On that note, I have to give a shout out to my mom…the woman who has always been there, nurturing me, teaching me, and unconditionally loving me. You are amazing, and I am so proud to be your daughter! I love you!!

I hope all you other mama’s out there had a terrific day! Until next yearJ


Thursday, May 10, 2012

just thinkin'

His life within us changes everything. And if it doesn’t, then we need to re-think some things.

It’s amazing how reading once sentence can have my mind in a tailspin all morning. Do I need to re-think things, if so, what? Am I thinking about the right things, the wrong things, the big things, the small things…ok ok, I know I kind of sound like Dr. Suess, but in all seriousness…

I know that each day my growing relationship with God, impacts every part of my life whether it’s big or small. It’s shown through my actions, my reactions, my words, my ability to laugh, to listen, to love... to be a good wife, a good mom, a good everything that I want to be to everyone no matter what the role.
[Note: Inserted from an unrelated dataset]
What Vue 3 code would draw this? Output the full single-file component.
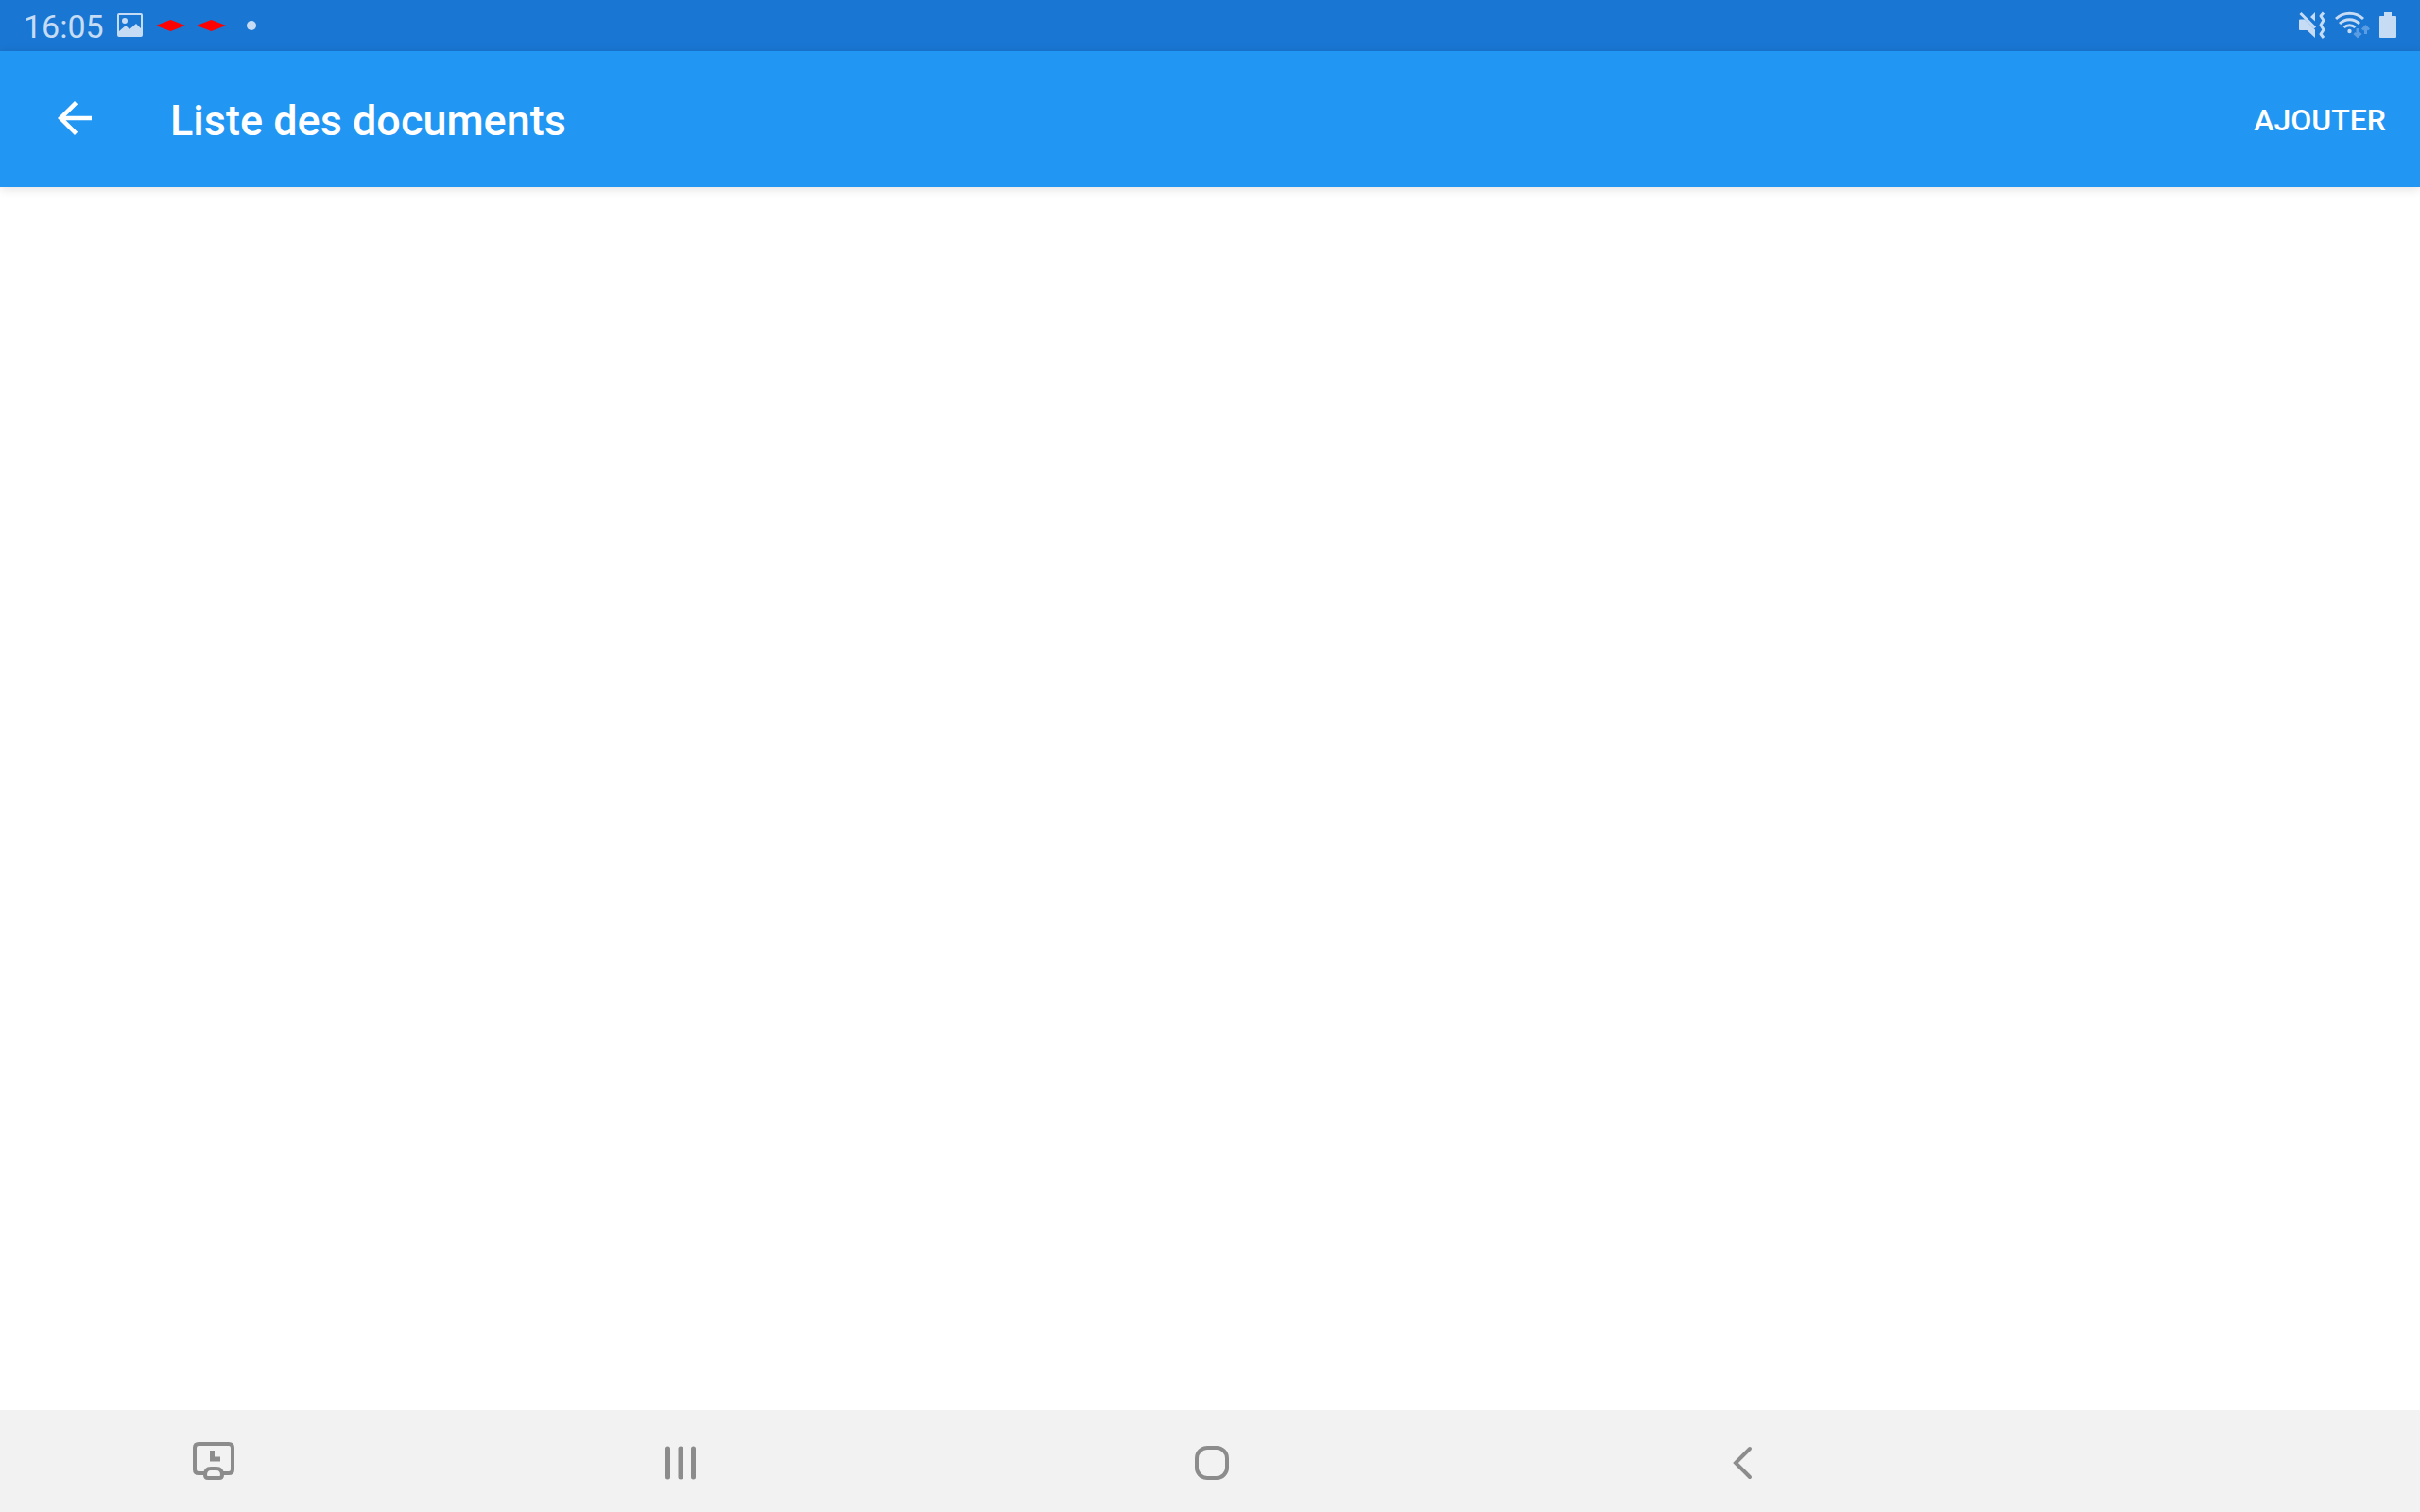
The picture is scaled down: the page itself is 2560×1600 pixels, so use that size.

It’s been said that in order to take care of others, we need to take care of ourselves first, and I know I’m taken care of because God takes care of me. God blesses me every morning when I open my eyes and see the most perfect person for me laying by my side.  When I plant my feet on the floor, and walk into the next room to see the other love in my life sleeping soundly cuddled up in her favorite purple blankey. These are the moments that change everything for me every single morning. I don’t take them for granted. These are the things I never re-think and that is because it all circles back to Him.
 
This is the day HE has made. Let us rejoice and be glad in it! Let Him in. Let Him change your life like he’s changed mine.